A festive breakfast will be prepared and served by the Rotarians from 8-11 a.m., amid the singing of Christmas carols, face painting, balloon art, pictures with Santa and gifts for the kids. Volunteers from the local high schools will participate in serving and entertaining the kids.
Live music will be provided by students of the Music Project at Secondary Academy for Success. Members of the Woodinville Rotary Club will help size and distribute brand new coats as part of the club’s annual Operation Warm project.
Tickets are $3 per person and are available at Banner Bank in downtown Bothell and Ostrom’s Drug in Kenmore. A number of donated tickets from the clubs are available at Northshore district elementary schools.

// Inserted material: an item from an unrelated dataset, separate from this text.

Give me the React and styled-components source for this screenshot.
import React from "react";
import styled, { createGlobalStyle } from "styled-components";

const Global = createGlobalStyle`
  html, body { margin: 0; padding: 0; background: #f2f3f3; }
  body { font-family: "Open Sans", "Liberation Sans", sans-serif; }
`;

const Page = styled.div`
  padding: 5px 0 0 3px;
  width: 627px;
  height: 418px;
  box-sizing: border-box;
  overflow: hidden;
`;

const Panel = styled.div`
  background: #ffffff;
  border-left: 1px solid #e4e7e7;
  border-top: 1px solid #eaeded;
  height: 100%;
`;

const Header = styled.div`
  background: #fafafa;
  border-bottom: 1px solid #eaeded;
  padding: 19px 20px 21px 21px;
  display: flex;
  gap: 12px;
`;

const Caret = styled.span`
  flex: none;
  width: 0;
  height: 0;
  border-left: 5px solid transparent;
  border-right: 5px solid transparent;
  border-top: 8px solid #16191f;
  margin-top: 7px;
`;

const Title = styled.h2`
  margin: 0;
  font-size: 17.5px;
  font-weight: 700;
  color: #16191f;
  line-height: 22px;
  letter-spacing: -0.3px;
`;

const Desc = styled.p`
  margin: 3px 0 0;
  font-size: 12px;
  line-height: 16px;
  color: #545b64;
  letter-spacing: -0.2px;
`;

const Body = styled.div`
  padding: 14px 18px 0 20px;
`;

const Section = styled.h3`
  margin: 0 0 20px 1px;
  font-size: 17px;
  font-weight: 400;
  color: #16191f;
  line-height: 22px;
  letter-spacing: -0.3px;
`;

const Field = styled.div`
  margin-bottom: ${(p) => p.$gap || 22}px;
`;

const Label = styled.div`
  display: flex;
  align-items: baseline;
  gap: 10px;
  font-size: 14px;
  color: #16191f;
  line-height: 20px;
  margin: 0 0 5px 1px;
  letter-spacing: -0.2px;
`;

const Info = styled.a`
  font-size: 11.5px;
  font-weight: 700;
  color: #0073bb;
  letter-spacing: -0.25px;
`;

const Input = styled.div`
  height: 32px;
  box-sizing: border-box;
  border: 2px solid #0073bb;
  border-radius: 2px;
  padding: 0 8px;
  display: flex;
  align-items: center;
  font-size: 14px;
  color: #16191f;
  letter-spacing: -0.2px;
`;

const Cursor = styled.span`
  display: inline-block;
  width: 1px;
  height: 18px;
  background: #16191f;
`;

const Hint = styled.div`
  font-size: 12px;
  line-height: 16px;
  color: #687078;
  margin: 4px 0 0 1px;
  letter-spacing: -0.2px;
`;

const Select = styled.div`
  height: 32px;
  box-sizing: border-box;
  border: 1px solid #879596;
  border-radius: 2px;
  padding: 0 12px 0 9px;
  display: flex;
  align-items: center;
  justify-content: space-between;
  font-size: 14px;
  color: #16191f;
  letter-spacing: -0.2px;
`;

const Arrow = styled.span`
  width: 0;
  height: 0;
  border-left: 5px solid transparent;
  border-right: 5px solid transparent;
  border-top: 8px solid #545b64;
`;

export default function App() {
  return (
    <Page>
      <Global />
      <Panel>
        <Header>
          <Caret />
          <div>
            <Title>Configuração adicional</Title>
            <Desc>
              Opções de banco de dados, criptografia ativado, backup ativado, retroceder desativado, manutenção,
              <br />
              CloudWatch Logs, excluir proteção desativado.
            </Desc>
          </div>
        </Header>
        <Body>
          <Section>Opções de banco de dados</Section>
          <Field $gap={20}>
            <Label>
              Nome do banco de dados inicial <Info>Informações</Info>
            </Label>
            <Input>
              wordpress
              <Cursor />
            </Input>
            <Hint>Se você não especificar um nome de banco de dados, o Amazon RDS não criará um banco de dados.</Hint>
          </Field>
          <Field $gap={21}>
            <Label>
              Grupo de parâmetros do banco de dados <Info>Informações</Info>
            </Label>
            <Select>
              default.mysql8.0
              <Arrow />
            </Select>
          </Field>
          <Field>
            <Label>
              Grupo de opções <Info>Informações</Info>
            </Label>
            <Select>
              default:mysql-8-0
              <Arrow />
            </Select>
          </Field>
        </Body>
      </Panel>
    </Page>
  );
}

How about this Christmas holiday gift idea for local history buffs? Ever wonder where the Zesto was located in Bothell or who the first woman postmistress might have been? The answers are in the just-released book complete with DVD, “Then and Now,” produced by the Bothell Landmark Preservation Board. The 164-page table-top pictorial covers Bothell business, public and residential landmarks — providing a valuable visual record of buildings and institutions as they appeared over the years from 1909 to 2009. Available for $20 at City Hall and at the Greater Bothell Chamber of Commerce offices. We hope you’ll be able to get a copy at local Buy Bothell First outlets before long.
To see what the Paul Richards clothier business building looked like in the 1940s, for instance, turn to page 42. A 1913 photo of the Bothell Cornet Band will be found on page 155. It’s published as a fitting keepsake of Bothell’s centennial observance of the city’s incorporation in 1909.

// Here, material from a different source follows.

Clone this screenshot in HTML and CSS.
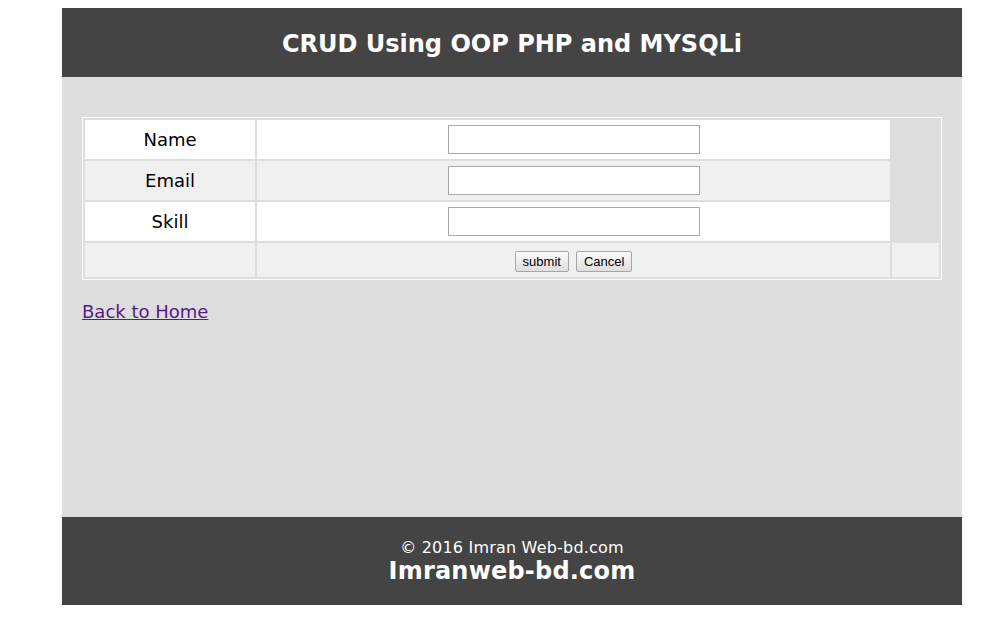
FILE: index.html
```html
<!DOCTYPE html>
<html>
<head>
<meta charset="utf-8">
<title>CRUD Using OOP PHP and MYSQLi</title>
<link rel="stylesheet" href="styles.css">
</head>
<body>
<div class="wrapper">
  <header class="header">
    <h2 class="title">CRUD Using OOP PHP and MYSQLi</h2>
  </header>
  <main class="content">
    <form class="form">
      <table class="form-table">
        <colgroup>
          <col class="col-label">
          <col class="col-field">
          <col class="col-extra">
        </colgroup>
        <tr class="row row-odd">
          <td class="cell label">Name</td>
          <td class="cell field"><input class="text-input" type="text" name="name"></td>
        </tr>
        <tr class="row row-even">
          <td class="cell label">Email</td>
          <td class="cell field"><input class="text-input" type="text" name="email"></td>
        </tr>
        <tr class="row row-odd">
          <td class="cell label">Skill</td>
          <td class="cell field"><input class="text-input" type="text" name="skill"></td>
        </tr>
        <tr class="row row-even row-actions">
          <td class="cell"></td>
          <td class="cell field">
            <div class="actions">
              <button class="btn" type="button">submit</button>
              <button class="btn" type="button">Cancel</button>
            </div>
          </td>
          <td class="cell"></td>
        </tr>
      </table>
    </form>
    <p class="back"><a class="back-link" href="#">Back to Home</a></p>
  </main>
  <footer class="footer">
    <div class="copy">&copy; 2016 Imran Web-bd.com</div>
    <div class="brand">Imranweb-bd.com</div>
  </footer>
</div>
</body>
</html>
```

FILE: styles.css
```css
html, body {
  background: #ffffff;
}
body {
  margin: 8px;
  font-family: "DejaVu Sans", Verdana, sans-serif;
  color: #000;
}
.wrapper {
  width: 900px;
  margin-left: 54px;
}
.header {
  height: 69px;
  box-sizing: border-box;
  padding-top: 22px;
  background: #444444;
}
.title {
  margin: 0;
  font-size: 24px;
  font-weight: bold;
  line-height: 28px;
  color: #ffffff;
  text-align: center;
}
.content {
  height: 440px;
  box-sizing: border-box;
  padding: 40px 20px 0 20px;
  background: #dddddd;
}
.form {
  margin: 0;
}
.form-table {
  width: 860px;
  table-layout: fixed;
  border: 1px solid #ffffff;
  border-spacing: 2px;
  border-collapse: separate;
}
.col-label { width: 170px; }
.col-field { width: 633px; }
.col-extra { width: 47px; }
.cell {
  padding: 0;
  height: 39px;
  text-align: center;
  vertical-align: middle;
  font-size: 18px;
}
.row-odd .cell { background: #ffffff; }
.row-even .cell { background: #f0f0f0; }
.row-actions .cell { height: 34px; }
.text-input {
  display: block;
  margin: 0 auto;
  width: 252px;
  height: 29px;
  box-sizing: border-box;
  border: 1px solid #a9a9a9;
  background: #fff;
  padding: 1px 2px;
}
.actions {
  display: flex;
  justify-content: center;
  gap: 7px;
  padding-top: 3px;
}
.btn {
  height: 21px;
  box-sizing: border-box;
  padding: 0 7px;
  margin: 0;
  font-family: "Liberation Sans", Arial, sans-serif;
  font-size: 13px;
  color: #000;
  border: 1px solid #a6a6a6;
  border-radius: 2px;
  background: linear-gradient(#fbfbfb, #dedede);
}
.back {
  margin: 21px 0 0 0;
  font-size: 18px;
}
.back-link {
  color: #551a8b;
  text-decoration: underline;
}
.footer {
  height: 88px;
  box-sizing: border-box;
  padding-top: 21px;
  background: #444444;
  color: #ffffff;
  text-align: center;
}
.copy {
  font-size: 16px;
  letter-spacing: 0.2px;
}
.brand {
  font-size: 24px;
  font-weight: bold;
  letter-spacing: 0.2px;
}
```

The governor’s office projects that state revenues over the next 2 ½ years will fall nearly $6 billion short of the current state spending levels. It’s being called a budget deficit. Meanwhile, lawmakers from Snohomish County are unable to decide whether a third University of Washington branch campus should be located in Everett or Marysville.
To date, more than $2 million has been spent in the “siting” process, and the state even devoted a paltry $100,000 to “negotiate” a settlement on this heated disagreement. One legislator said the state should forge ahead with establishing a “franchise” and let the eventual site decision take its course.
Am I missing something? Shouldn’t our fast-depleting state resources first be allocated to fulfill the ability for the UW-Bothell branch to expand course offerings and reach its enrollment potential? A billion-dollar project in Snohomish County versus filling the enrollment capacity at UW-Bothell? Not to mention that selected community colleges are exploring the possibility of adding bachelor degree programs similar to those offered at the traditional four-year state colleges?
Retired Army colonel Bob Mathews celebrated his 90th birthday Dec. 8. The day prior — the anniversary of the storied Japanese attack on Pearl Harbor — family, friends and admirers attended a birthday reception at the Foundation House in Bothell. A native of Idaho, “Colonel Bob” served combat tours in France in World War II and in the Korean conflict in the early 1950s. He was a paratrooper, participating in the D-Day landing in June of 1944. Bob established a scholarship in memory of his late wife, Pat, directed to a Northshore School District staff person interested in securing teaching credentials.
John Hughes was owner-publisher of the Northshore Citizen from 1961 to 1988 and is active in local nonprofit organizations.